*Work to complete:* Quote every line of the material beneath this one.

──────

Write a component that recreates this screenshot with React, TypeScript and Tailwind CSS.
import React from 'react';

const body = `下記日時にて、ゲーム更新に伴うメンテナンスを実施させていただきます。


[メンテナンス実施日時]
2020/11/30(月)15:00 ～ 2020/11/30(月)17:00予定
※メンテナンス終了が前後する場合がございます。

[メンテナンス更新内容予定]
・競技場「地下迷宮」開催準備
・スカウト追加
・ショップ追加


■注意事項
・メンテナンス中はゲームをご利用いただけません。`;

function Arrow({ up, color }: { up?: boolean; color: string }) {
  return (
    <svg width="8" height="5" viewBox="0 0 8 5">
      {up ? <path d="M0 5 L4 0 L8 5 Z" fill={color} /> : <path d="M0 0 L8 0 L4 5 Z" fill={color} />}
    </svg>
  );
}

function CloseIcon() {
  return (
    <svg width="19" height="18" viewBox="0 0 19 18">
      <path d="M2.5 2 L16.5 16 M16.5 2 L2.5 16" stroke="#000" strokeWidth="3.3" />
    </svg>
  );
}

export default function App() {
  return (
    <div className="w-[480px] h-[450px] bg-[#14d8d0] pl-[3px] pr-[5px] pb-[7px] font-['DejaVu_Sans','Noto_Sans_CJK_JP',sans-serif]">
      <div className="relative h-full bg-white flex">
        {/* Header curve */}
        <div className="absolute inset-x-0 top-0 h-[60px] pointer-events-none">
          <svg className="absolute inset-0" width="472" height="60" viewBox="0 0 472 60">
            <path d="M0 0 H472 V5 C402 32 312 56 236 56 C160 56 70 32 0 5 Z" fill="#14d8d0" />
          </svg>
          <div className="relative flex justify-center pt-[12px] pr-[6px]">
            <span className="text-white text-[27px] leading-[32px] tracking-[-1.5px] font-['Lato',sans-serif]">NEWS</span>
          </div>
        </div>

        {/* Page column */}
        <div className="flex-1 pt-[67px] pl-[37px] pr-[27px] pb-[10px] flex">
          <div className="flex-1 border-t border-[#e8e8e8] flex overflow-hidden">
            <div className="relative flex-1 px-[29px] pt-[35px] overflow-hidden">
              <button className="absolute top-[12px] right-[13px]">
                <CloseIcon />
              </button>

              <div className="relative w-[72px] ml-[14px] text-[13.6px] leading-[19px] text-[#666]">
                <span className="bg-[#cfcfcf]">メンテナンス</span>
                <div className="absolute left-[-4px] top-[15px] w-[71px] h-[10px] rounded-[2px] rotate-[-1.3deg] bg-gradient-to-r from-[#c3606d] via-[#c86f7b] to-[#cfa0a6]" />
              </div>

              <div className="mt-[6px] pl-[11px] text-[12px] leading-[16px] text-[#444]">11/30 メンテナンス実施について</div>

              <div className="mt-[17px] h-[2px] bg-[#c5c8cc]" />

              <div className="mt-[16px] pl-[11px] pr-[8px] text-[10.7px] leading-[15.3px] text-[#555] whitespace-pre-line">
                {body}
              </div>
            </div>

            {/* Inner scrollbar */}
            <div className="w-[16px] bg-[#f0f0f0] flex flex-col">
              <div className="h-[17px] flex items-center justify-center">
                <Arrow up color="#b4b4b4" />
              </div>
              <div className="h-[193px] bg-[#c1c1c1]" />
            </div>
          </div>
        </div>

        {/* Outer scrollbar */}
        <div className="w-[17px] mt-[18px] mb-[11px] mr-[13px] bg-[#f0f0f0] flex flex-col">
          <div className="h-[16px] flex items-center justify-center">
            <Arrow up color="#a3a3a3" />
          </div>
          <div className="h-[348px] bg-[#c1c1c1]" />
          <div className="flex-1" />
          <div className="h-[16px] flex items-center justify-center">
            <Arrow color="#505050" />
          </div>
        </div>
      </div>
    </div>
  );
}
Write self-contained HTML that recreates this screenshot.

──────

*Written reply:*
Write a component that recreates this screenshot with React, TypeScript and Tailwind CSS.
import React from 'react';

const body = `下記日時にて、ゲーム更新に伴うメンテナンスを実施させていただきます。


[メンテナンス実施日時]
2020/11/30(月)15:00 ～ 2020/11/30(月)17:00予定
※メンテナンス終了が前後する場合がございます。

[メンテナンス更新内容予定]
・競技場「地下迷宮」開催準備
・スカウト追加
・ショップ追加


■注意事項
・メンテナンス中はゲームをご利用いただけません。`;

function Arrow({ up, color }: { up?: boolean; color: string }) {
  return (
    <svg width="8" height="5" viewBox="0 0 8 5">
      {up ? <path d="M0 5 L4 0 L8 5 Z" fill={color} /> : <path d="M0 0 L8 0 L4 5 Z" fill={color} />}
    </svg>
  );
}

function CloseIcon() {
  return (
    <svg width="19" height="18" viewBox="0 0 19 18">
      <path d="M2.5 2 L16.5 16 M16.5 2 L2.5 16" stroke="#000" strokeWidth="3.3" />
    </svg>
  );
}

export default function App() {
  return (
    <div className="w-[480px] h-[450px] bg-[#14d8d0] pl-[3px] pr-[5px] pb-[7px] font-['DejaVu_Sans','Noto_Sans_CJK_JP',sans-serif]">
      <div className="relative h-full bg-white flex">
        {/* Header curve */}
        <div className="absolute inset-x-0 top-0 h-[60px] pointer-events-none">
          <svg className="absolute inset-0" width="472" height="60" viewBox="0 0 472 60">
            <path d="M0 0 H472 V5 C402 32 312 56 236 56 C160 56 70 32 0 5 Z" fill="#14d8d0" />
          </svg>
          <div className="relative flex justify-center pt-[12px] pr-[6px]">
            <span className="text-white text-[27px] leading-[32px] tracking-[-1.5px] font-['Lato',sans-serif]">NEWS</span>
          </div>
        </div>

        {/* Page column */}
        <div className="flex-1 pt-[67px] pl-[37px] pr-[27px] pb-[10px] flex">
          <div className="flex-1 border-t border-[#e8e8e8] flex overflow-hidden">
            <div className="relative flex-1 px-[29px] pt-[35px] overflow-hidden">
              <button className="absolute top-[12px] right-[13px]">
                <CloseIcon />
              </button>

              <div className="relative w-[72px] ml-[14px] text-[13.6px] leading-[19px] text-[#666]">
                <span className="bg-[#cfcfcf]">メンテナンス</span>
                <div className="absolute left-[-4px] top-[15px] w-[71px] h-[10px] rounded-[2px] rotate-[-1.3deg] bg-gradient-to-r from-[#c3606d] via-[#c86f7b] to-[#cfa0a6]" />
              </div>

              <div className="mt-[6px] pl-[11px] text-[12px] leading-[16px] text-[#444]">11/30 メンテナンス実施について</div>

              <div className="mt-[17px] h-[2px] bg-[#c5c8cc]" />

              <div className="mt-[16px] pl-[11px] pr-[8px] text-[10.7px] leading-[15.3px] text-[#555] whitespace-pre-line">
                {body}
              </div>
            </div>

            {/* Inner scrollbar */}
            <div className="w-[16px] bg-[#f0f0f0] flex flex-col">
              <div className="h-[17px] flex items-center justify-center">
                <Arrow up color="#b4b4b4" />
              </div>
              <div className="h-[193px] bg-[#c1c1c1]" />
            </div>
          </div>
        </div>

        {/* Outer scrollbar */}
        <div className="w-[17px] mt-[18px] mb-[11px] mr-[13px] bg-[#f0f0f0] flex flex-col">
          <div className="h-[16px] flex items-center justify-center">
            <Arrow up color="#a3a3a3" />
          </div>
          <div className="h-[348px] bg-[#c1c1c1]" />
          <div className="flex-1" />
          <div className="h-[16px] flex items-center justify-center">
            <Arrow color="#505050" />
          </div>
        </div>
      </div>
    </div>
  );
}
Write self-contained HTML that recreates this screenshot.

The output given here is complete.